Richard Epstein has a new report on intellectual property. Epstein is a brilliant legal theorist (seriously–several of his books are classics of libertarian scholarship) but unfortunately, I think he analysis of IP issues–especially technology related IP issues–is hampered by his lack of familiarity with the underlying domain. Take this passage about open source, for example:
One ongoing question is how well open source stacks up against traditional proprietary software. Much depends on the scale of the enterprise. The decentralized methods for open source work well with small systems, but are difficult to maintain as the network expands–a problem that any proprietary system also faces in integrating backwards to existing products while introducing new products. In addition, loose cooperatives must organize to fend off outsiders claiming that the entire system incorporates their trade secrets or IP. The present SCO litigation, for example, puts the entire Linux system at risk on these grounds, prompting the formation of a litigation committee to coordinate the common defense. Right now at the heart of the movement lies a commercial joint venture spearheaded by well-established firms like IBM, Intel, and Hewlett-Packard, which develop service and proprietary programs that operate on top of an open source infrastructure. The new development gives ample testimony that no loose assemblage of voluntary contributors will be able to carry the day any longer.
To be honest, I’m not sure I follow the third sentence. I think that to the contrary, in many ways open source scales better than proprietary development models, because it takes advantage of the decentralized, spontaneous processes to solve problems rather than relying on hierarchical, top-down processes. Of course, generally speaking, large corporations like dealing with other large corporations for the IT needs, so it’s not surprising that IBM does a lot of business selling open source software (along with some of their own proprietary software) to Fortune 500 companies. But that’s not because open source can’t solve the technical problems of large companies. It’s simply that “open source,” as an idea, doesn’t have a sales force and can’t meet with corporate IT directors. IBM does, and can, so it tends to get the IT contracts. But most of the value was created by the volunteers who built the underlying software.
He then claims that “at the heart of the open source movement” are IBM, Intel, and HP. He doesn’t elaborate, but I assume he’s equating “open source” with “Linux.” This is misleading for several reasons. First of all, those companies might be spending the most money on Linux-related products, but they’re hardly the core of the Linux community. Linux is still developed by a decentralized group of mostly-volunteer programmers from a wide variety of institutions, led by Linus Torvalds. They probably don’t seem significant to Mr. Epstein because they don’t have PR departments or billion-dollar balance sheets, but they’re the ones who control the direction of the core product. The work of IBM, Intel, HP, and their ilk is largely focused on making Linux work better on their particular systems, as well as building software on top of Linux to meet the needs of particular clients. Obviously, that’s often helpful to the overall project, but it hardly puts Big Blue “at the heart” of the Linux effort.

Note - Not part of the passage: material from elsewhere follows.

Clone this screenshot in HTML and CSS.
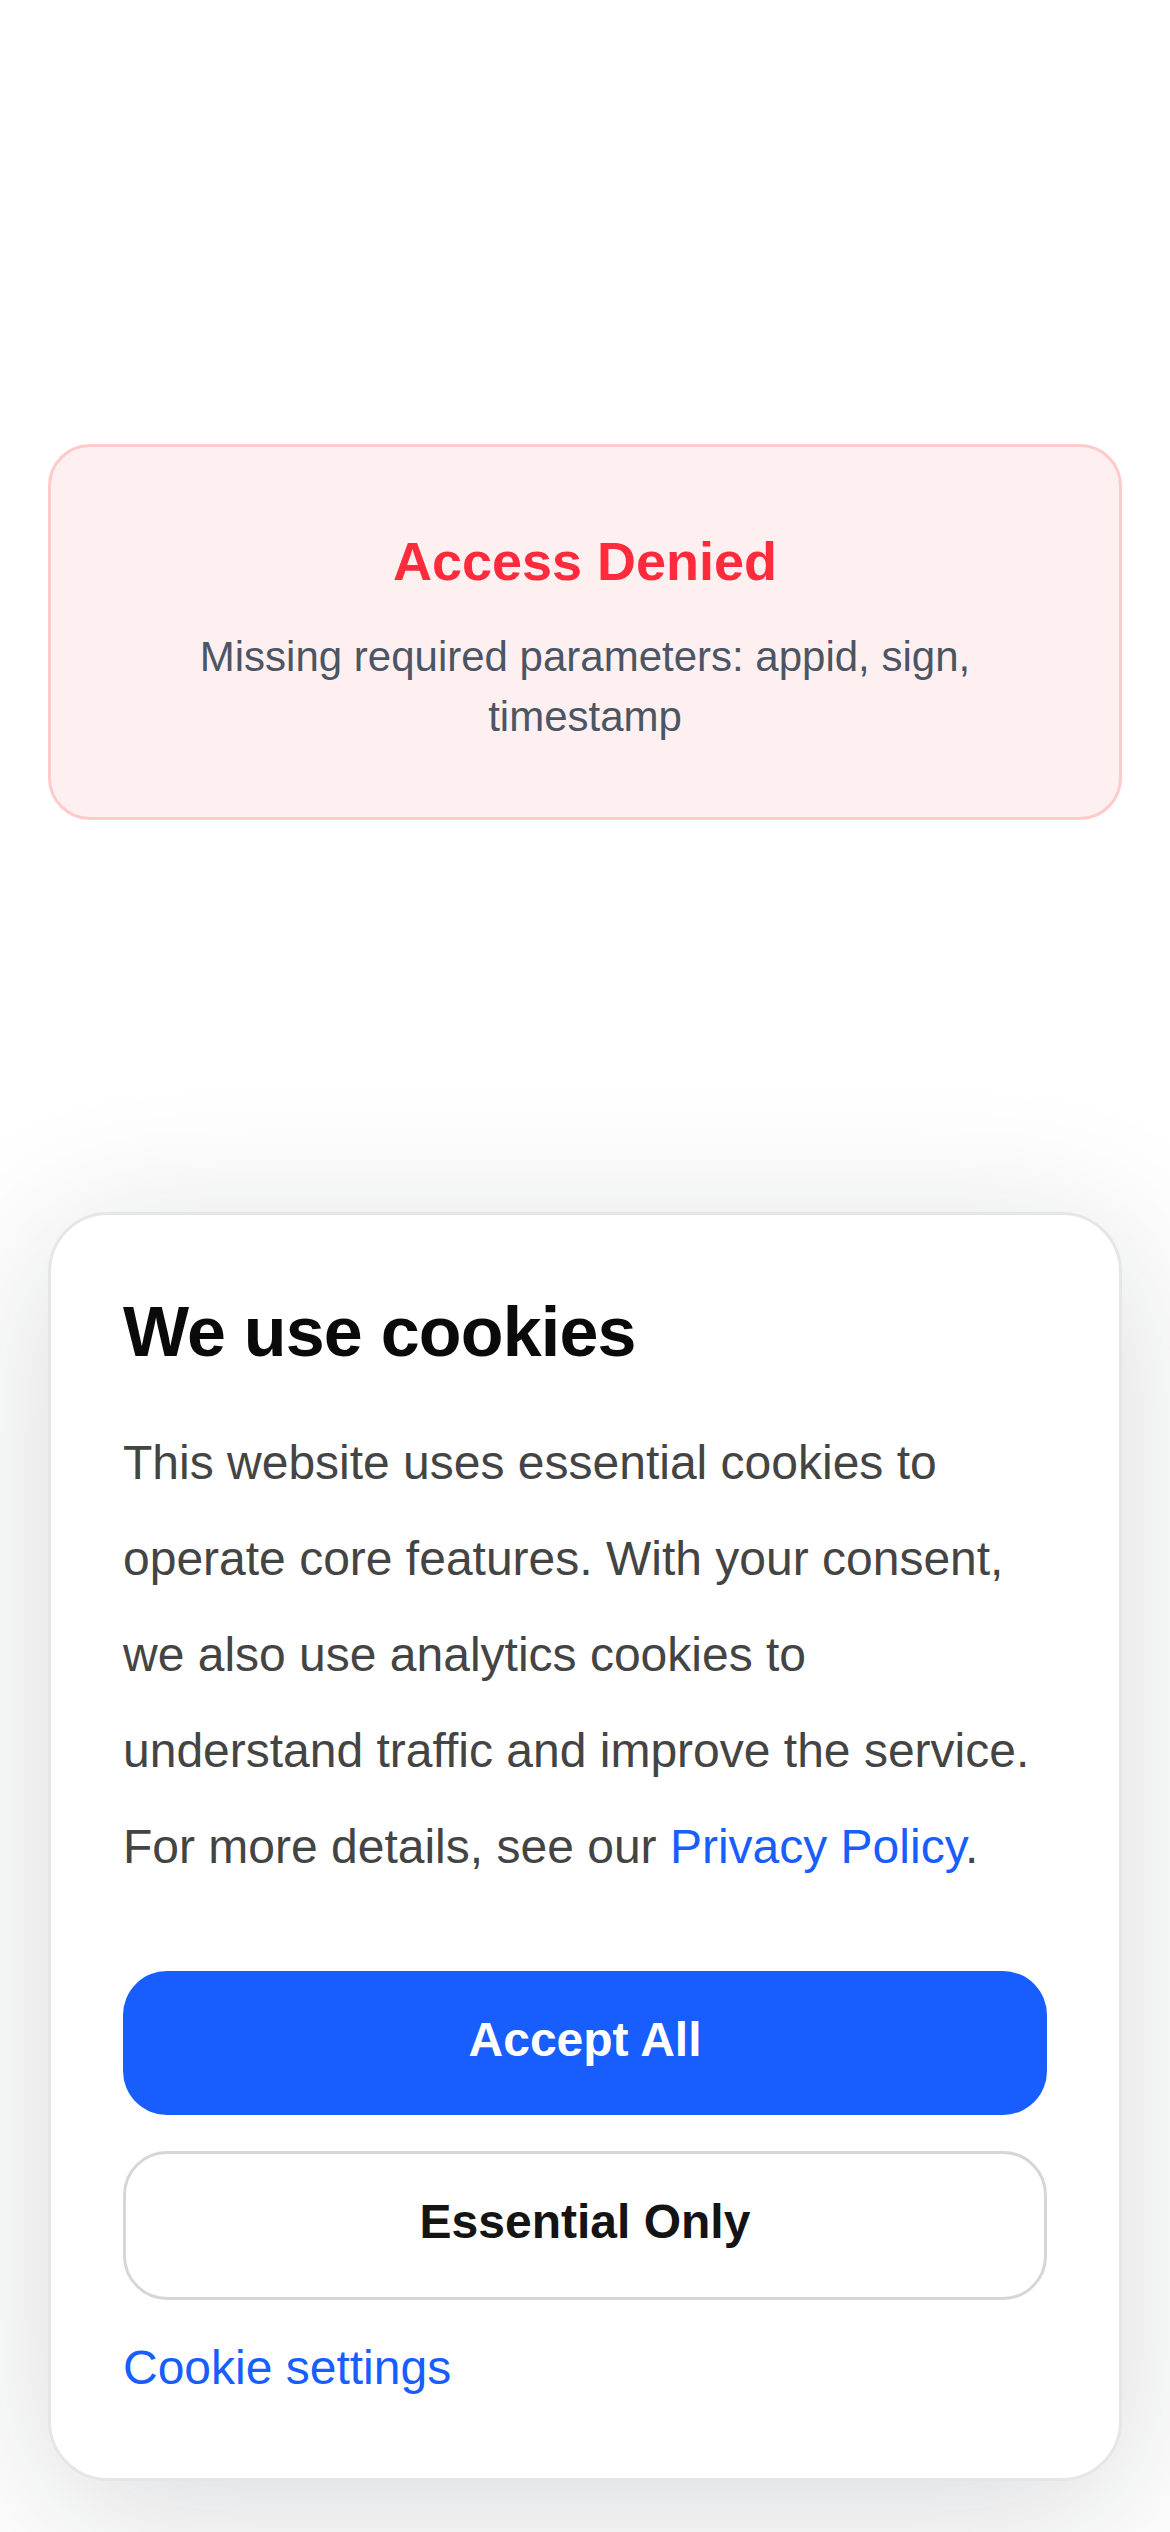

But the broader point is that Linux is just one out of dozens of major, successful open source products that are used by millions of people every day–and most of them receive far less corporate support than does Linux. Most of them are programs that Epstein has probably never heard of–projects with names like Apache, Samba, Perl, Python, gcc, MySQL, KDE, Gnome, FreeBSD, OpenSSH–but that make up the “plumbing” that make the Internet work. Each of these projects has a core team made up of, well “a loose assemblage of voluntary contributors.” Some of them get corporate support, but that support is incidental to the projects’ viability in most cases. I can’t think of any recent developments that prove that the open source model will not “be able to carry the day any longer.” To the contrary, the open source development model continues to demonstrate its vitality by churning out spectacular products without significant corporate subsidies.
Now, obviously it wouldn’t be fair to expect a 50-something law professor to be intimately familiar with products like gcc and FreeBSD. Linux is the product that gets the most press, and IBM is the Linux contributor that gets the most attention, and so Epstein naturally assumes that IBM is the biggest driver of open source software.
It’s an understandable error, but these kinds of blind spots are dangerous when you’re doing public policy analysis. If you misdiagnose the source of innovation, you’re likely to misunderstand the institutions required to promote it. Computer geeks are the ones closest to the ground of high-tech innovation. When they’re shouting from the rooftops about problems with our IP system, I think the law professors of the world ought to pay a bit more attention to what they have to say.